Que toute leur vie et exercice soient pour s'unir à Dieu: tout ce que nous faisons, prières, travail, est pour aider la sainte Eglise, dont nous sommes, comme religieux, les mandataires officiels. Nous récitons le bréviaire au nom de l'Eglise. La sainte messe, toutes les œuvres du saint ministère, tout cela est fait au nom et pour le compte de l'Eglise. Allons plus loin: nos exercices de communauté et de vie religieuse, notre travail, nos occupations de chaque instant, tout cela aussi appartient à l’Eglise. Notre bon exemple enfin. Il faut, dit saint François de Sales, que le bon exemple jaillisse spontanément comme l'eau à laquelle on ne demande, pour être bonne, que d'être fraîche et sans goût. Le bon exemple doit se dégager de toute notre conduite et produire son effet, semblable à l'eau rafraîchissante qui coule de la fontaine.

L'Eglise est notre mère, nous sommes ses enfants, ses ministres, ses apôtres. C'est le prêtre qui fait l'Eglise: il unit et attache les fidèles à l'Eglise, il aide son prochain à faire son salut. Rappelons‑nous que chacun de nous est appelé, dans les desseins divins, à mener à Dieu et au salut un certain nombre d'âmes, et cela non seulement par la prédication, la confession, l’éducation, mais encore par tout ce que nous faisons. Dans la vie des Oblats, faire la classe, surveiller une étude ou une récréation, faire de la menuiserie ou du jardinage, est aussi saint que confesser; expliquer Cicéron est aussi parfait aux yeux de Dieu que de faire le catéchisme aux enfants.

Il est de foi qu'en élevant notre cœur à Dieu, en demandant que ce que nous disons fasse du bien aux âmes, Dieu nous exaucera. Faites‑en l'expérience. Priez pour un mauvais é1ève, pour qu'il élève dans son cœur un petit désir de faire mieux. Vous en verrez les résultats. Il se passera en lui quelque chose qui n'aurait pas eu lieu sans votre prière. Les lois de la grâce sont aussi infaillibles et aussi inflexibles que celles de la nature, que les lois physiques.
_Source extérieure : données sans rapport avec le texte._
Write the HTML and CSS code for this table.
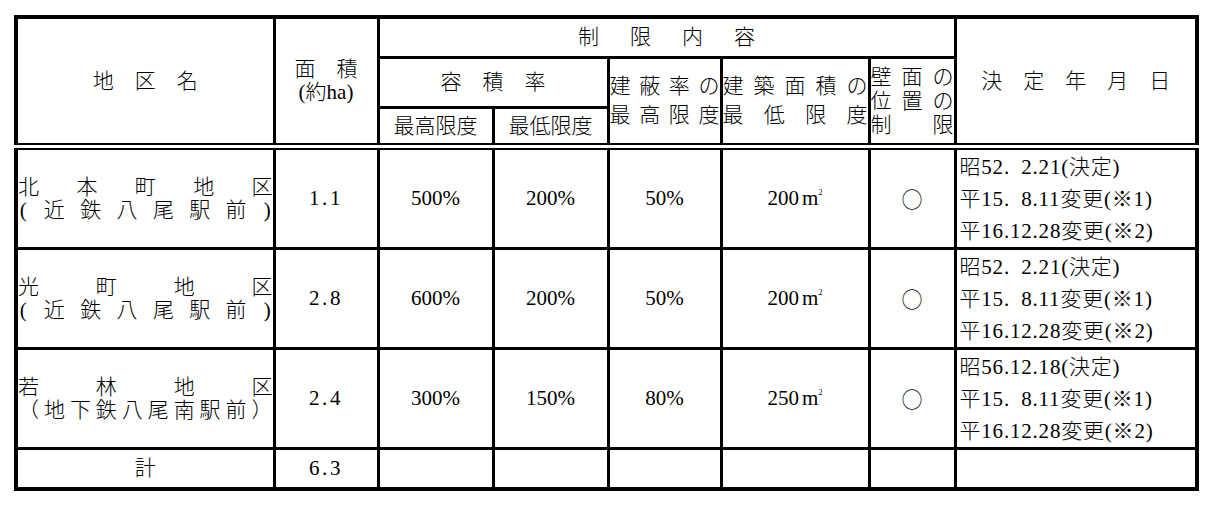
FILE: index.html
```html
<!DOCTYPE html>
<html lang="ja">
<head>
<meta charset="utf-8">
<title>地区計画一覧</title>
<link rel="stylesheet" href="styles.css">
</head>
<body>
<table class="plan">
  <colgroup>
    <col class="c-name"><col class="c-area"><col class="c-max"><col class="c-min"><col class="c-cover"><col class="c-floor"><col class="c-wall"><col class="c-date">
  </colgroup>
  <thead>
    <tr>
      <th rowspan="3" class="h-name">地　区　名</th>
      <th rowspan="3" class="h-area"><div>面　積</div><div>(約ha)</div></th>
      <th colspan="5" class="r1"><span class="wide">制限内容</span></th>
      <th rowspan="3" class="h-date">決　定　年　月　日</th>
    </tr>
    <tr>
      <th colspan="2" class="r2">容　積　率</th>
      <th rowspan="2" class="h-cover">
        <div class="dist"><span>建</span><span>蔽</span><span>率</span><span>の</span></div>
        <div class="dist"><span>最</span><span>高</span><span>限</span><span>度</span></div>
      </th>
      <th rowspan="2" class="h-floor">
        <div class="dist"><span>建</span><span>築</span><span>面</span><span>積</span><span>の</span></div>
        <div class="dist"><span>最</span><span>低</span><span>限</span><span>度</span></div>
      </th>
      <th rowspan="2" class="h-wall">
        <div class="dist"><span>壁</span><span>面</span><span>の</span></div>
        <div class="dist"><span>位</span><span>置</span><span>の</span></div>
        <div class="dist"><span>制</span><span>限</span></div>
      </th>
    </tr>
    <tr>
      <th class="r3">最高限度</th>
      <th class="r3">最低限度</th>
    </tr>
  </thead>
  <tbody>
    <tr class="row">
      <td class="name">
        <div class="dist"><span>北</span><span>本</span><span>町</span><span>地</span><span>区</span></div>
        <div class="dist"><span class="hw">(</span><span>近</span><span>鉄</span><span>八</span><span>尾</span><span>駅</span><span>前</span><span class="hw">)</span></div>
      </td>
      <td class="area">1.1</td>
      <td class="num">500%</td>
      <td class="num">200%</td>
      <td class="num">50%</td>
      <td class="num">200<span class="sqm">m<sup>2</sup></span></td>
      <td class="mark">○</td>
      <td class="date">
        <div>昭52.&ensp;2.21(決定)</div>
        <div>平15.&ensp;8.11変更(※1)</div>
        <div>平16.12.28変更(※2)</div>
      </td>
    </tr>
    <tr class="row">
      <td class="name">
        <div class="dist"><span>光</span><span>町</span><span>地</span><span>区</span></div>
        <div class="dist"><span class="hw">(</span><span>近</span><span>鉄</span><span>八</span><span>尾</span><span>駅</span><span>前</span><span class="hw">)</span></div>
      </td>
      <td class="area">2.8</td>
      <td class="num">600%</td>
      <td class="num">200%</td>
      <td class="num">50%</td>
      <td class="num">200<span class="sqm">m<sup>2</sup></span></td>
      <td class="mark">○</td>
      <td class="date">
        <div>昭52.&ensp;2.21(決定)</div>
        <div>平15.&ensp;8.11変更(※1)</div>
        <div>平16.12.28変更(※2)</div>
      </td>
    </tr>
    <tr class="row">
      <td class="name">
        <div class="dist"><span>若</span><span>林</span><span>地</span><span>区</span></div>
        <div class="dist"><span>（</span><span>地</span><span>下</span><span>鉄</span><span>八</span><span>尾</span><span>南</span><span>駅</span><span>前</span><span>）</span></div>
      </td>
      <td class="area">2.4</td>
      <td class="num">300%</td>
      <td class="num">150%</td>
      <td class="num">80%</td>
      <td class="num">250<span class="sqm">m<sup>2</sup></span></td>
      <td class="mark">○</td>
      <td class="date">
        <div>昭56.12.18(決定)</div>
        <div>平15.&ensp;8.11変更(※1)</div>
        <div>平16.12.28変更(※2)</div>
      </td>
    </tr>
    <tr class="total">
      <td class="total-label">計</td>
      <td class="area">6.3</td>
      <td></td>
      <td></td>
      <td></td>
      <td></td>
      <td></td>
      <td></td>
    </tr>
  </tbody>
</table>
</body>
</html>
```

FILE: styles.css
```css
html, body {
  margin: 0;
  padding: 0;
  background: #fff;
}

body {
  font-family: "Liberation Serif", "Noto Sans CJK JP", serif;
  font-size: 21px;
  color: #000;
}

.plan {
  border-collapse: collapse;
  table-layout: fixed;
  width: 1185px;
  margin: 15px 0 0 14px;
  border: 4px solid #000;
}

.c-name { width: 258px; }
.c-area { width: 104px; }
.c-max { width: 115px; }
.c-min { width: 115px; }
.c-cover { width: 113px; }
.c-floor { width: 148px; }
.c-wall { width: 86px; }
.c-date { width: 242px; }

.plan th,
.plan td {
  border: 3px solid #000;
  padding: 0;
  font-weight: 300;
  text-align: center;
  vertical-align: middle;
  line-height: 23px;
  white-space: nowrap;
}

.r1 { height: 37px; }
.r2 { height: 47px; }
.r3 { height: 34px; }

.wide {
  letter-spacing: 31px;
  margin-right: -31px;
}

.dist {
  display: flex;
  justify-content: space-between;
}

.hw {
  display: inline-block;
  width: 10.5px;
  text-align: center;
}

.h-cover {
  padding: 0 2px;
}
.h-cover .dist,
.h-floor .dist {
  line-height: 29px;
}

.h-floor {
  padding: 0 4px;
}

.h-wall {
  padding: 0 5px 0 1px;
}
.h-wall .dist {
  line-height: 24px;
}

tbody tr:first-child td {
  border-top: 7px double #000;
}

.row td {
  height: 97px;
}

.name {
  padding: 0 5px 0 4px;
}

.area {
  letter-spacing: 2.6px;
  padding-left: 2.6px;
}

.sqm {
  margin-left: 3px;
}
.sqm sup {
  font-size: 8px;
  line-height: 0;
  vertical-align: 10px;
}

.mark {
  font-family: "Noto Sans CJK JP", sans-serif;
}

.plan td.date {
  text-align: left;
  padding-left: 3px;
  letter-spacing: 0.8px;
}
.date div {
  line-height: 32px;
}

.total td {
  height: 37px;
}
```
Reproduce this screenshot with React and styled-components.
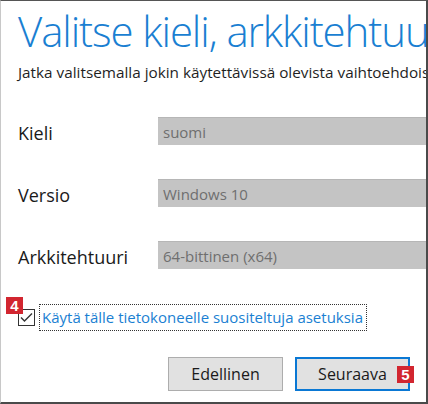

Il faut bien comprendre cette doctrine et bien la mettre en pratique: c'est là notre grand moyen d'action. Priez et soyez fidèles, et vous obtiendrez tout ce que vous voudrez. Dieu à qui vous êtes restés unis, agira avec vous. Cette pensée doit dominer toute notre vie. En étant exacts et fidèles à ces enseignements, nous sommes d'autres Jésus-Christ. Il sort de nous une vertu qui édifie les fidèles et qui est souverainement agréable à Dieu. Dans ces quelques mots: “être uni à Dieu”, voyez bien tout ce qu'on peut y voir et tout ce qui y est réellement. Mettons‑nous‑y tout à fait. Aidons‑nous par la pratique exacte de la fidèle observance. C'est un sacrifice à faire, mais l'exacte et fidèle observance donne à notre âme l'énergie qui nous maintient fermes et généreux dans la voie. Comme dit saint Paul: Soyons des hommes spirituels. C'est la respiration et c'est le battement du cœur qui, quoique invisibles, presque insensibles, entretiennent en nous la vie, comme religieux, comme prêtres, c'est l'amour de Dieu, c'est l'union incessante à Dieu qui entretiennent notre vie spirituelle. Retirez ce battement de l'âme, cette respiration, il ne restera plus rien. C'est mathématiquement vrai. C'est d'un ordre de vérités infaillibles. Soyez donc bien intelligents des choses surnaturelles, et vous aurez réponse à tout. Je suis content des rentrées des différents collèges. À Morangis, le P. Perrot est au‑dessus de ses affaires. Il est obligé de refuser des élèves: sa maison est pleine. Et il a soin qu'on arrive pourvu du nécessaire. Saint-Ouen commence à se remettre. Les PP. Courtois et de Vaubercey sont contents. Le nombre des élèves n'a pas augmenté, mais nos charges ont diminué. À Mâcon, le P. Latour augure bien de l'avenir. On a de bonnes espérances à Auxerre. Il y a quelques élèves de plus et leur esprit est excellent.